** OK **
After Darkness ... was light
As in light-weight
Don't mean to sound condescending but it was a good read - suitable for serialisation in a light-weight weekly mag. It was nice, light, easy-reading historical fiction. It was strong on context but weak on content, as in, the author managed to give a sense of place and historical detail but the characterisation and plotline were dull.
The narrative skirted around the darker aspects of the subject material with violence kept at arms length. In fact anything that could be considered a bit nasty ... from camp latrines to personal privations ... was excised from the novel. The horrors of chemical warfare were alluded to but the war itself was just a backdrop. Sex never reared its ugly head except for sweetly colouring his relationship with the unattainable nun, and frequent reference to his melancholy marriage. Whoops, I forgot ... there was that one nasty guard ... boo hiss ... but he got his come-uppence ... suspended without pay!

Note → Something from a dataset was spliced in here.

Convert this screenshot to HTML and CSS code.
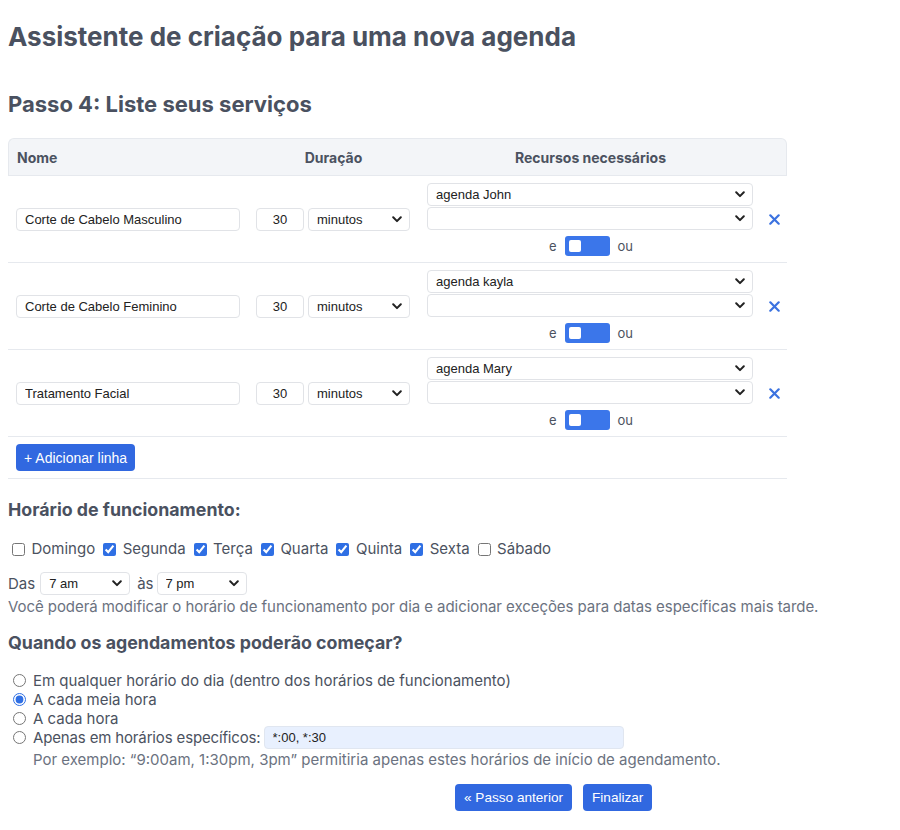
FILE: index.html
```html
<!DOCTYPE html>
<html lang="pt">
<head>
<meta charset="utf-8">
<title>Assistente de criação</title>
<link rel="stylesheet" href="styles.css">
</head>
<body>
<div class="page">
  <h1 class="title">Assistente de criação para uma nova agenda</h1>
  <h2 class="step">Passo 4: Liste seus serviços</h2>

  <table class="services">
    <thead>
      <tr>
        <th class="col-name">Nome</th>
        <th class="col-dur">Duração</th>
        <th class="col-res">Recursos necessários</th>
        <th class="col-del"></th>
      </tr>
    </thead>
    <tbody>
      <tr>
        <td class="col-name"><input class="txt name" type="text" value="Corte de Cabelo Masculino"></td>
        <td class="col-dur"><div class="dur"><input class="txt num" type="text" value="30"><select class="sel unit"><option>minutos</option></select></div></td>
        <td class="col-res">
          <div class="res">
            <select class="sel resource"><option>agenda John</option></select>
            <select class="sel resource"><option></option></select>
            <div class="andor"><span>e</span><span class="toggle"><span class="knob"></span></span><span>ou</span></div>
          </div>
        </td>
        <td class="col-del"><svg class="del" width="11" height="11" viewBox="0 0 11 11"><path d="M1.3 1.3 L9.7 9.7 M9.7 1.3 L1.3 9.7" stroke="#3b72e0" stroke-width="2.2" stroke-linecap="round"/></svg></td>
      </tr>
      <tr>
        <td class="col-name"><input class="txt name" type="text" value="Corte de Cabelo Feminino"></td>
        <td class="col-dur"><div class="dur"><input class="txt num" type="text" value="30"><select class="sel unit"><option>minutos</option></select></div></td>
        <td class="col-res">
          <div class="res">
            <select class="sel resource"><option>agenda kayla</option></select>
            <select class="sel resource"><option></option></select>
            <div class="andor"><span>e</span><span class="toggle"><span class="knob"></span></span><span>ou</span></div>
          </div>
        </td>
        <td class="col-del"><svg class="del" width="11" height="11" viewBox="0 0 11 11"><path d="M1.3 1.3 L9.7 9.7 M9.7 1.3 L1.3 9.7" stroke="#3b72e0" stroke-width="2.2" stroke-linecap="round"/></svg></td>
      </tr>
      <tr>
        <td class="col-name"><input class="txt name" type="text" value="Tratamento Facial"></td>
        <td class="col-dur"><div class="dur"><input class="txt num" type="text" value="30"><select class="sel unit"><option>minutos</option></select></div></td>
        <td class="col-res">
          <div class="res">
            <select class="sel resource"><option>agenda Mary</option></select>
            <select class="sel resource"><option></option></select>
            <div class="andor"><span>e</span><span class="toggle"><span class="knob"></span></span><span>ou</span></div>
          </div>
        </td>
        <td class="col-del"><svg class="del" width="11" height="11" viewBox="0 0 11 11"><path d="M1.3 1.3 L9.7 9.7 M9.7 1.3 L1.3 9.7" stroke="#3b72e0" stroke-width="2.2" stroke-linecap="round"/></svg></td>
      </tr>
      <tr class="add-row">
        <td colspan="4"><button class="btn" type="button">+ Adicionar linha</button></td>
      </tr>
    </tbody>
  </table>

  <h3 class="section">Horário de funcionamento:</h3>
  <div class="days">
    <label><input type="checkbox"> Domingo</label>
    <label><input type="checkbox" checked> Segunda</label>
    <label><input type="checkbox" checked> Terça</label>
    <label><input type="checkbox" checked> Quarta</label>
    <label><input type="checkbox" checked> Quinta</label>
    <label><input type="checkbox" checked> Sexta</label>
    <label><input type="checkbox"> Sábado</label>
  </div>
  <div class="hours">
    <span>Das</span>
    <select class="sel hour"><option>7 am</option></select>
    <span class="as">às</span>
    <select class="sel hour"><option>7 pm</option></select>
  </div>
  <p class="help">Você poderá modificar o horário de funcionamento por dia e adicionar exceções para datas específicas mais tarde.</p>

  <h3 class="section q">Quando os agendamentos poderão começar?</h3>
  <div class="radios">
    <label><input type="radio" name="start"> Em qualquer horário do dia (dentro dos horários de funcionamento)</label>
    <label><input type="radio" name="start" checked> A cada meia hora</label>
    <label><input type="radio" name="start"> A cada hora</label>
    <label class="specific"><input type="radio" name="start"> <span>Apenas em horários específicos:</span> <input class="txt times" type="text" value="*:00, *:30"></label>
    <p class="example">Por exemplo: “9:00am, 1:30pm, 3pm” permitiria apenas estes horários de início de agendamento.</p>
  </div>

  <div class="actions">
    <button class="btn" type="button">« Passo anterior</button>
    <button class="btn" type="button">Finalizar</button>
  </div>
</div>
</body>
</html>
```

FILE: styles.css
```css
* { box-sizing: border-box; }

body {
  margin: 0;
  background: #ffffff;
  color: #4b5260;
  font-family: Inter, "Noto Sans", sans-serif;
}

.page {
  padding: 0 8px;
}

.title {
  margin: 0;
  padding-top: 21px;
  font-size: 26px;
  line-height: 32px;
  font-weight: 700;
  color: #4a5160;
}

.step {
  margin: 0;
  padding-top: 38px;
  font-size: 22px;
  line-height: 26px;
  font-weight: 700;
  color: #4a5160;
}

.services {
  margin-top: 21px;
  width: 779px;
  border-collapse: separate;
  border-spacing: 0;
  font-family: "Liberation Sans", Arial, sans-serif;
  font-size: 13px;
}

.services thead th {
  background: #f3f5f8;
  height: 38px;
  padding: 0;
  font-family: Inter, "Noto Sans", sans-serif;
  font-size: 14px;
  font-weight: 700;
  color: #4b5260;
  border-top: 1px solid #e6e9ee;
  border-bottom: 1px solid #e6e9ee;
}
.services thead th:first-child {
  border-left: 1px solid #e6e9ee;
  border-top-left-radius: 6px;
  text-align: left;
  padding-left: 8px;
}
.services thead th:last-child {
  border-right: 1px solid #e6e9ee;
  border-top-right-radius: 6px;
}

.col-name { width: 240px; }
.col-dur { width: 171px; }
.col-res { width: 343px; }
.col-del { width: 25px; }

.services tbody td {
  padding: 0;
  border-bottom: 1px solid #e6e9ee;
  vertical-align: middle;
}
.services tbody td.col-name { padding-left: 8px; }
.services tbody td.col-res { padding: 7px 0 6px 8px; }
.services tbody td.col-del { padding-left: 7px; }

.txt {
  font-family: "Liberation Sans", Arial, sans-serif;
  font-size: 13px;
  color: #222;
  height: 23px;
  border: 1px solid #e1e3e7;
  border-radius: 4px;
  background: #fff;
  padding: 0 8px;
  outline: none;
}
.name { width: 224px; }

.dur {
  display: flex;
  gap: 4px;
  padding-left: 8px;
}
.num { width: 48px; text-align: center; padding: 0 4px; }

.sel {
  appearance: none;
  -webkit-appearance: none;
  font-family: "Liberation Sans", Arial, sans-serif;
  font-size: 13px;
  color: #222;
  height: 23px;
  border: 1px solid #e1e3e7;
  border-radius: 4px;
  background-color: #fff;
  background-image: url("data:image/svg+xml;utf8,<svg xmlns='http://www.w3.org/2000/svg' width='10' height='7' viewBox='0 0 10 7'><path d='M1.2 1.3 L5 5.1 L8.8 1.3' fill='none' stroke='%23222' stroke-width='2' stroke-linecap='round' stroke-linejoin='round'/></svg>");
  background-repeat: no-repeat;
  background-position: right 7px center;
  padding: 0 22px 0 8px;
  outline: none;
}
.unit { width: 102px; }

.res {
  display: flex;
  flex-direction: column;
  width: 326px;
}
.resource { width: 326px; }
.resource + .resource { margin-top: 1px; }

.andor {
  display: flex;
  justify-content: center;
  align-items: center;
  gap: 8px;
  height: 20px;
  margin-top: 6px;
  padding-left: 2px;
  color: #4b5260;
  font-family: Inter, "Noto Sans", sans-serif;
  font-size: 13px;
}
.toggle {
  display: inline-flex;
  align-items: center;
  width: 45px;
  height: 20px;
  background: #3b76ea;
  border-radius: 3px;
  padding-left: 4px;
}
.knob {
  width: 12px;
  height: 12px;
  background: #fff;
  border-radius: 2px;
}

.del {
  display: block;
}

.add-row td {
  height: 42px;
  padding-left: 8px !important;
}

.btn {
  font-family: "Liberation Sans", Arial, sans-serif;
  font-size: 14px;
  color: #fff;
  background: #3168e0;
  border: none;
  border-radius: 4px;
  height: 27px;
  padding: 0 8px;
  cursor: pointer;
}

.section {
  margin: 0;
  padding-top: 20px;
  font-size: 17.8px;
  line-height: 22px;
  font-weight: 700;
  color: #4a5160;
}

.days {
  display: flex;
  gap: 8px;
  margin-top: 18px;
  padding-left: 4px;
  font-size: 15px;
  line-height: 20px;
}
.days label {
  display: flex;
  align-items: center;
  gap: 6.5px;
}

input[type="checkbox"], input[type="radio"] {
  margin: 0;
  width: 13px;
  height: 13px;
  accent-color: #2f6fe4;
}

.hours {
  display: flex;
  align-items: center;
  gap: 5px;
  margin-top: 13px;
  font-size: 15px;
}
.hour { width: 90px; }
.hours .as { margin: 0 -2px 0 2px; }

.help {
  margin: 2px 0 0;
  font-size: 15px;
  line-height: 20px;
  letter-spacing: -0.06px;
  color: #6b7280;
}

.q { padding-top: 15px; }

.radios {
  margin-top: 17px;
  padding-left: 5px;
  font-size: 15px;
  line-height: 19px;
}
.radios label {
  display: flex;
  align-items: center;
  gap: 7px;
  height: 19px;
}
.specific span { letter-spacing: -0.15px; }
.times {
  width: 360px;
  background: #e8f0fe;
  border-color: #e0e6f0;
  margin-left: -4px;
}
.example {
  margin: 3px 0 0;
  padding-left: 20px;
  color: #6b7280;
}

.actions {
  display: flex;
  gap: 11px;
  margin-top: 15px;
  padding-left: 447px;
}
.actions .btn { font-size: 13.6px; padding: 0 9px; }
```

The voice of the first person narrative is restrained and understated. His relationships with others lack empathy and intimacy. Fine, that was the way he was meant to be written, but, given that the pivotal point to his character is his belief in honour, dignity and "saving face", I found his behaviour lacked verisimilitude (eg, the very public tears in the courtroom). At times he seemed to just go through the motions and this lead to a failure to engage me as a reader. There was a lack of passion, a lack of poignancy. The climax of the book was as murky as the dust storm that shrouded it. Too much of the narrative was loosely strung together historical research.
Interesting ... yes.
Engaging read... moderately so.
Did I care what happened to the characters ... no, they were boring, with no life breathed into them, behaving in unbelievable ways so that all that research didn't go to waste.